I began in a privilleged position: my father was a draftsman and civil engineer, and entered computer science early on in the personal computer revolution prior to my birth. As a result of this, I was essentially born with access to a kit-built Apple II, eventually a Macintosh Plus and 512K, and ultimately PC by way of an early 386. He was registered Apple developer #1000 in Canada. He got a t-shirt!

I wrote and sold my first commercial software at the age of nine.

  1. In your opinion, what are the current prospects in this field?

Tenuous. There is a massive drive, especially at the corporate level, to train actual software engineers on how to better train their AI replacements. There are already commerical products that explicitly advertise themselves as "AI software engineers". This is highly problematic.

Engineers have a responsibility first towards the public good.

AI have no concept of good.

Code assistant tooling? A way to gather data and further train AI. (A real engineer tweaks the answer? Learn from that.)

  1. What advice would you give a person coming into this job?

Specialize if possible. Generalism can be a specialty. I don't consider resumé that come across my desk that explicitly mention "I'm a Django developer" (specific web framework) when I'm advertising for a Python position. That Django is Python does not mean the developer can program Python, only Django.

Restricting yourself to specific frameworks (especially if they're just the "flavour of the month") is a severely limiting handicap. Learn the langauge the frameworks are using, and you can conquer the world without them. Faster than if you were to use them, despite how they advertise themselves. In spite of how they advertise themselves.

  1. What do you like/dislike most about this job?

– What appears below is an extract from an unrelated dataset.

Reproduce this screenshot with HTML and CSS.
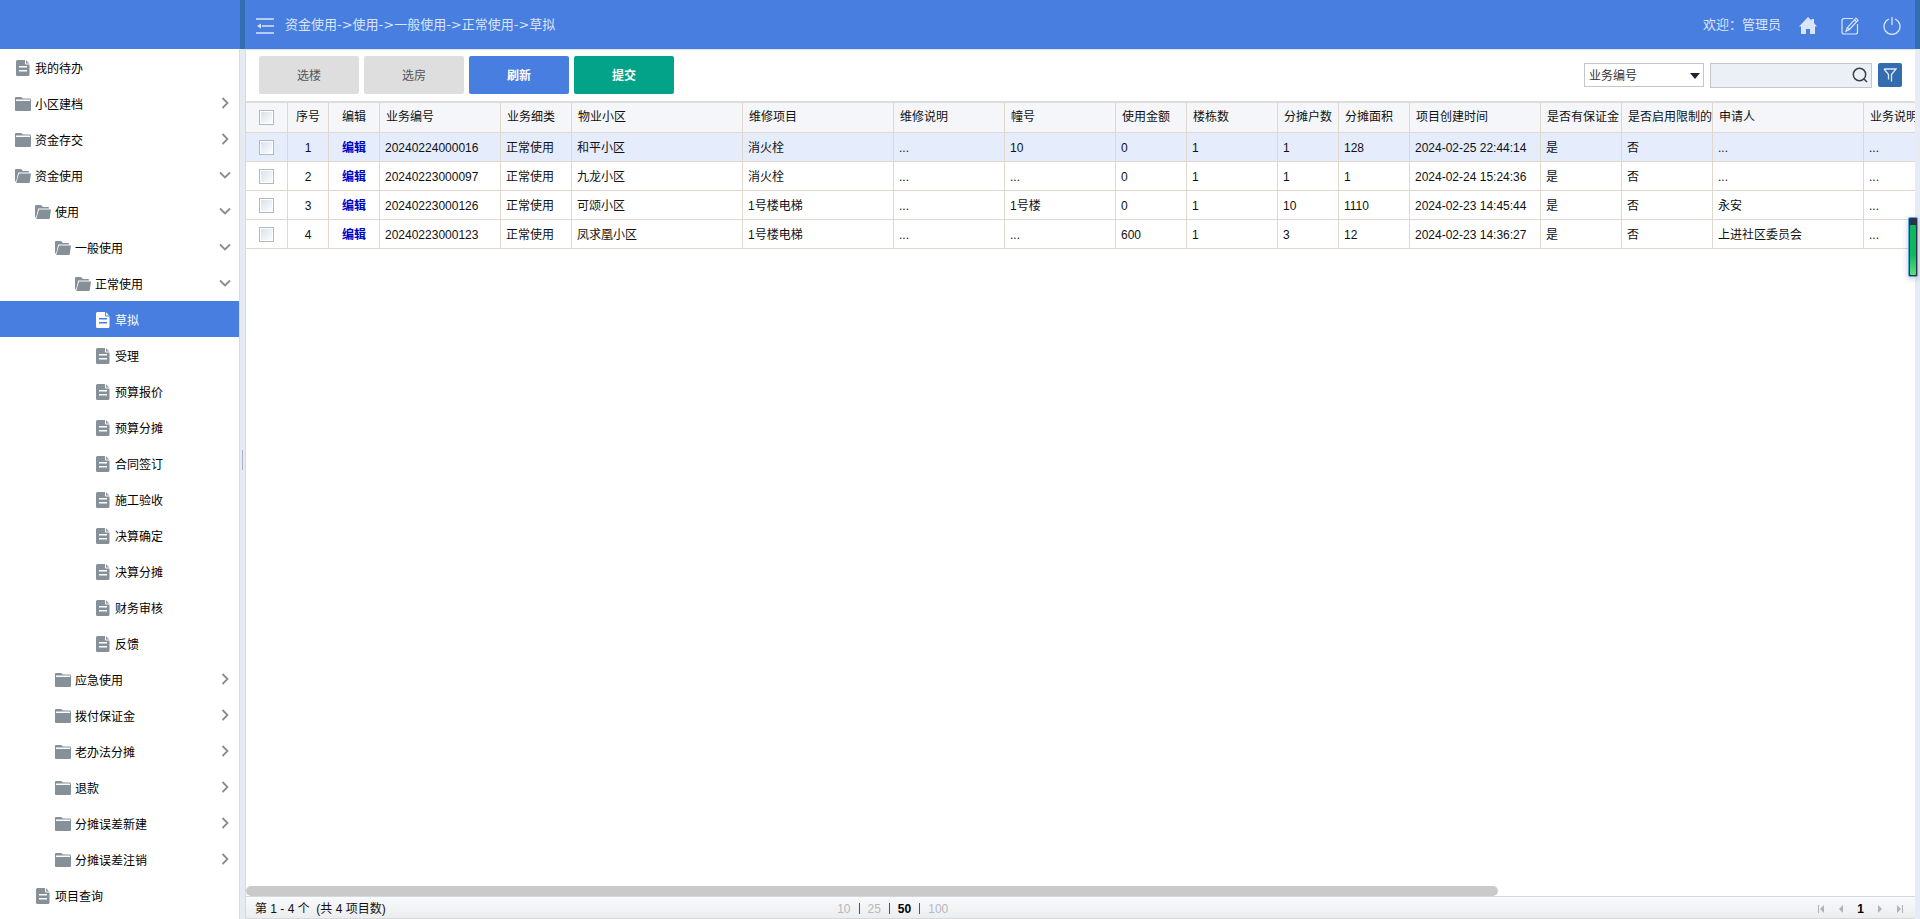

On the positive: there is nothing quite like encountering a novel problem, and finding a crafty, but legible, reliable, and maintainable solution. Often less is more, and love is the correction or addition of a feature by removing more lines than those added. It may feel foolish to correct a single-character typo to fix a bug, but rapidly finding that single byte can be exhilirating.

Code bonsai: reduction to the essential. A thing of beauty is a joy forever.

Root cause analysis: making sure something unexpected can't happen unexpectedly ever again. There's real satisfaction in that.

As for the negative, primarily this revolves around the stress levels involved. Timeframes are always too short. The product owner never understands that the cart must go behind the horse. Being asked to perform tasks that are actually impossible, or to simply patch other (external party) mistakes within your own systems leading to horrendous fragility that you can see coming miles away.

Code smells and technical debt are never the priority. Corporations are all about unending growth and profit, not correcting liabilities. Seemingly regardless of the risk.

  1. Anything you would like to add?

I am an unusual case. I do not write "exceptional", I'm not that egotistical; the advantages I have come with intense personal deficits I would not wish on others. On one hand: my code ran in the helicopter we sent to Mars. On the other hand: generalized anxiety disorder and PTSD.

I died. But I got better, and that means I won.